Eles falam de “justiça social”, “distribuição de renda”, “democracia participativa”, cantam hinos de Ali Primeira, símbolo da esquerda venezuelana dos anos setenta… Mas são anti-chavistas. Dois meses depois de ter ganhado cinco estados importantes e a prefeitura de Caracas nas eleições regionais, a oposição aposta numa possibilidade de vencer Hugo Chávez nas urnas neste domingo.
Dezessete milhões de eleitores venezuelanos são convocados para se pronunciar sobre a proposta de emenda constitucional que prevê o fim do limite à reeleição. Caso a emenda seja aprovada, o presidente, governadores, prefeitos e deputados poderão tentar se reeleger quantas vezes quiserem. Caso contrário, Hugo Chávez não poderá ser candidato no final de 2012, quando acabar seu segundo mandato.
A estratégia da oposição é convencer os “ni-nis” (que não se alinham nem com Chávez nem contra) e também seduzir uma parte do eleitorado tradicional chavista com um discurso similar. Como sempre nas eleições, o presidente montou uma campanha com estrutura militar, que depende do “Comando Simon Bolívar” e dos batalhões eleitorais “Francisco de Miranda”, dois heróis da independência venezuelana.
A oposição criou, em resposta, o “Comando Angostura”, em referência a uma batalha do herói nacional Simon Bolívar, ídolo de Hugo Chávez. O slogan da campanha, inclusive, é um trecho de um discurso do “Libertador”: “Nada é mais perigoso que deixar permanecer longo tempo um mesmo cidadão no poder.
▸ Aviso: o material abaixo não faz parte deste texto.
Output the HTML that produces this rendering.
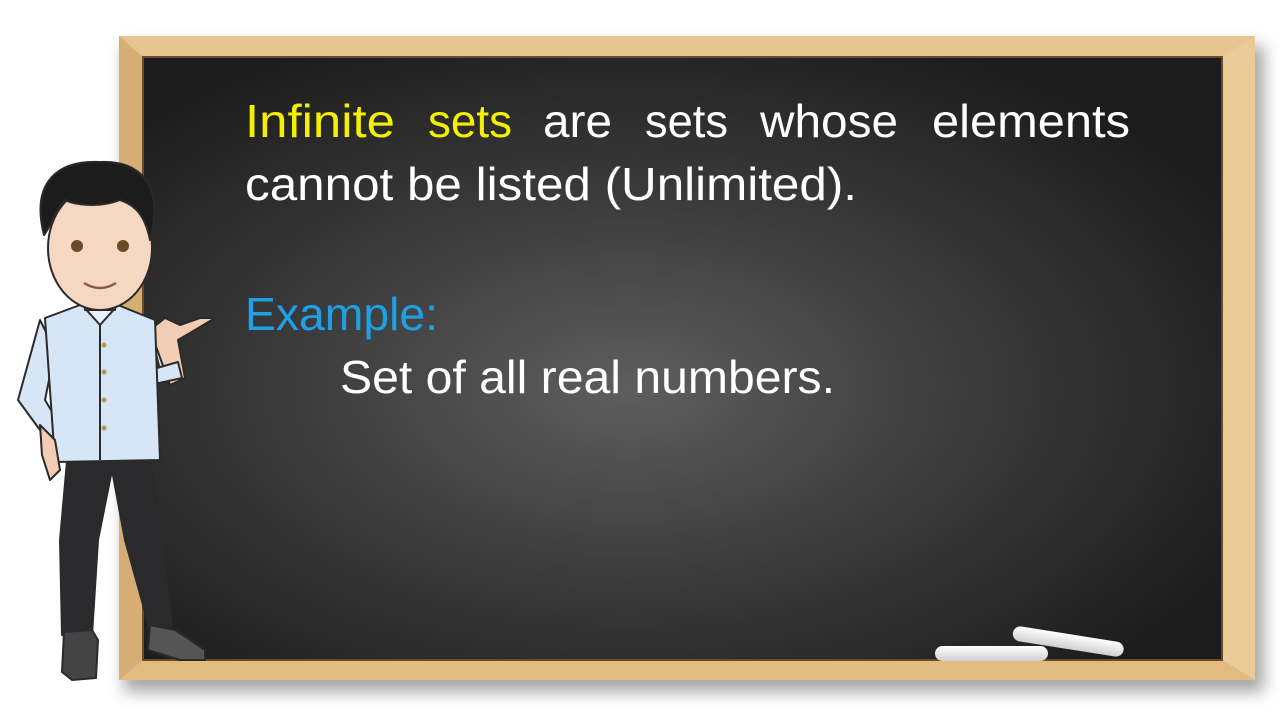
<!DOCTYPE html>
<html><head><meta charset="utf-8"><style>
html,body{margin:0;padding:0;width:1280px;height:720px;overflow:hidden;background:#fff}
.wrap{position:absolute;left:0;top:0;width:1280px;height:720px}
</style></head><body><div class="wrap">
<svg width="1280" height="720" viewBox="0 0 1280 720" xmlns="http://www.w3.org/2000/svg">
<defs>
<filter id="sh" x="-10%" y="-10%" width="120%" height="130%"><feGaussianBlur stdDeviation="8"/></filter>
<linearGradient id="wood" x1="0" y1="0" x2="1" y2="1"><stop offset="0" stop-color="#d9b27a"/><stop offset="0.5" stop-color="#e8c690"/><stop offset="1" stop-color="#d4a868"/></linearGradient>
<radialGradient id="board" cx="0.45" cy="0.55" r="0.65"><stop offset="0" stop-color="#5e5e5e"/><stop offset="0.5" stop-color="#3a3a3a"/><stop offset="1" stop-color="#1b1b1b"/></radialGradient>
<linearGradient id="chalk" x1="0" y1="0" x2="0" y2="1"><stop offset="0" stop-color="#ffffff"/><stop offset="1" stop-color="#cfcfcf"/></linearGradient>
</defs>
<rect x="124" y="46" width="1140" height="646" fill="#000" opacity="0.35" filter="url(#sh)"/>
<rect x="119" y="36" width="1136" height="644" fill="url(#wood)"/>
<polygon points="119,36 1255,36 1222,57 143,57" fill="#e6c590"/>
<polygon points="119,36 143,57 143,660 119,680" fill="#d6ae74"/>
<polygon points="1255,36 1222,57 1222,660 1255,680" fill="#e9cb98"/>
<polygon points="119,680 143,660 1222,660 1255,680" fill="#e2bb80"/>
<rect x="143" y="57" width="1079" height="603" fill="url(#board)" stroke="#6b4a2a" stroke-width="2"/>
<g font-family="Liberation Sans, sans-serif" font-size="46">
<text x="245" y="137" fill="#f5f000" textLength="150" lengthAdjust="spacingAndGlyphs">Infinite</text>
<text x="428" y="137" fill="#f5f000" textLength="84" lengthAdjust="spacingAndGlyphs">sets</text>
<text x="543" y="137" fill="#fff" textLength="69" lengthAdjust="spacingAndGlyphs">are</text>
<text x="645" y="137" fill="#fff" textLength="83" lengthAdjust="spacingAndGlyphs">sets</text>
<text x="760" y="137" fill="#fff" textLength="138" lengthAdjust="spacingAndGlyphs">whose</text>
<text x="932" y="137" fill="#fff" textLength="198" lengthAdjust="spacingAndGlyphs">elements</text>
<text x="245" y="200" fill="#fff" textLength="612" lengthAdjust="spacingAndGlyphs">cannot be listed (Unlimited).</text>
<text x="245" y="330" fill="#1fa0e6" textLength="193" lengthAdjust="spacingAndGlyphs">Example:</text>
<text x="340" y="393" fill="#fff" textLength="495" lengthAdjust="spacingAndGlyphs">Set of all real numbers.</text>
</g>
<!-- chalk -->
<g transform="rotate(9 1068 643)"><rect x="1012" y="634" width="112" height="15" rx="7.5" fill="url(#chalk)"/></g>
<rect x="935" y="646" width="113" height="15" rx="7.5" fill="url(#chalk)"/>
<!-- character -->
<g stroke="#2a2a2a" stroke-width="2" stroke-linejoin="round">
<!-- legs -->
<path d="M68 450 L60 540 L62 635 L92 635 L98 540 L112 470 L125 540 L150 630 L172 625 L162 540 L148 450 Z" fill="#2b2b2e"/>
<!-- shoes -->
<path d="M64 632 L62 672 L72 680 L96 678 L98 640 L92 630 Z" fill="#444"/>
<path d="M150 625 L148 650 L180 660 L205 660 L205 650 L175 630 Z" fill="#555"/>
<!-- arms -->
<path d="M40 320 L18 400 L40 430 L55 440 L60 425 L45 400 L55 350 Z" fill="#d7e6f7"/>
<path d="M155 320 L175 380 L160 370 L150 330 Z" fill="#d7e6f7"/>
<path d="M150 330 L170 385 L185 378 L178 340 L195 330 L215 318 L200 318 L180 325 L165 318 Z" fill="#f2cdb4"/>
<path d="M150 370 L150 385 L182 378 L178 362 Z" fill="#d7e6f7"/>
<!-- shirt -->
<path d="M45 318 L80 305 L118 305 L155 320 L160 460 L55 462 Z" fill="#d7e6f7"/>
<path d="M82 305 L100 325 L118 305" fill="#e6effa"/>
<line x1="100" y1="325" x2="100" y2="460"/>
<!-- hand -->
<path d="M40 425 L55 440 L60 470 L50 480 L42 455 Z" fill="#f2cdb4"/>
<!-- neck & head -->
<path d="M85 285 L85 310 L115 310 L115 285 Z" fill="#f2cdb4"/>
<ellipse cx="100" cy="248" rx="52" ry="62" fill="#f6d7c1"/>
<path d="M44 235 C30 180 60 160 100 162 C140 160 165 185 150 240 C145 215 135 205 120 200 C100 208 75 205 65 200 C55 210 52 225 44 235 Z" fill="#1c1c1c"/>
</g>
<g fill="#6b4a25"><circle cx="77" cy="246" r="6"/><circle cx="123" cy="246" r="6"/></g>
<path d="M84 283 Q100 293 116 283" stroke="#8a5a48" stroke-width="2.5" fill="none"/>
<g fill="#b69550"><circle cx="104" cy="345" r="2.5"/><circle cx="104" cy="372" r="2.5"/><circle cx="104" cy="400" r="2.5"/><circle cx="104" cy="428" r="2.5"/></g>
</svg>
</div></body></html>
O povo acostuma-se a obedecer, e ele a mandar; é uma fonte de usurpação e tirania”.
Para o opositor Humberto Calderon Berti, a estratégia é justificada: “Chávez apropriou-se de Simon Bolívar, que é um símbolo de toda a pátria. Procuramos mostrar com este slogan que Bolívar seria a favor do 'não' no referendo. A emenda constitucional não é bolivariana”, conclui. O mimetismo não para aí. A oposição distribuiu camisetas estampadas com um NÃO idêntico àquele usado pelos chavistas em agosto 2004. Naquela época, a oposição conseguiu submeter o mandato presidencial a referendo revogatório, para encurtar o período de Hugo Chávez no poder.
Os anti-chavistas pararam de criticar os programas sociais do governo (as “missões”, que cuidam da saúde, da educação e da comida dos mais pobres), que gozam de uma grande popularidade. Também a maioria dos opositores desistiu de denunciar as tendências “ditatoriais” dos conselhos comunais. Surgidos em 2006, estes reagrupamentos de famílias nasceram para resolver os problemas práticos das comunidades e dar vida à idéia de “democracia participativa”.
A oposição os considerou uma réplica dos Comitês de Defesa da Revolução (CDR) instituídos por Fidel Castro em Cuba, que acabaram se tornando um instrumento de controle político capilar da população. Uma pesquisa recente do instituto Datanalisis mostra que os conselhos comunais são aprovados por 63% da população. Daí a mudança de tom dos anti-chavistas, que começaram a criar conselhos comunais nos bairros da classe média.
O historiador venezuelano Miguel Tincker Salas, da Universidade de Pomona, na Califórnia (EUA), considera que “diante das transformações da sociedade venezuelana, a oposição viu-se obrigada a copiar, ou cooptar, não só algumas posições políticas, mas também a forma de fazer política”. “É muito interessante ver como hoje a oposição defende com a capa e a espada a Constituição de 1999, que é um projeto chavista”, diz.
O historiador sublinha que o panorama político da Venezuela pendeu muito mais para a esquerda e aponta a dificuldade para a oposição ter uma agenda clara, sem entender que a política neoliberal adotada nas décadas anteriores é vista como um projeto derrotado. “Para a oposição, é mais fácil estar contra algo que propõe Chavez do que desenvolver um projeto próprio de ruptura com o que fez Chávez nos últimos dez anos, sem voltar ao passado”, conclui Salas.
Berti sabe disso. “Dessa vez, entendemos a lição. Se ganharmos domingo, vamos nos concentrar na elaboração de um projeto político alternativo”, assegura. Qualquer que seja o resultado do referendo, os dois campos poderão medir forças já em 2010, com as eleições legislativas.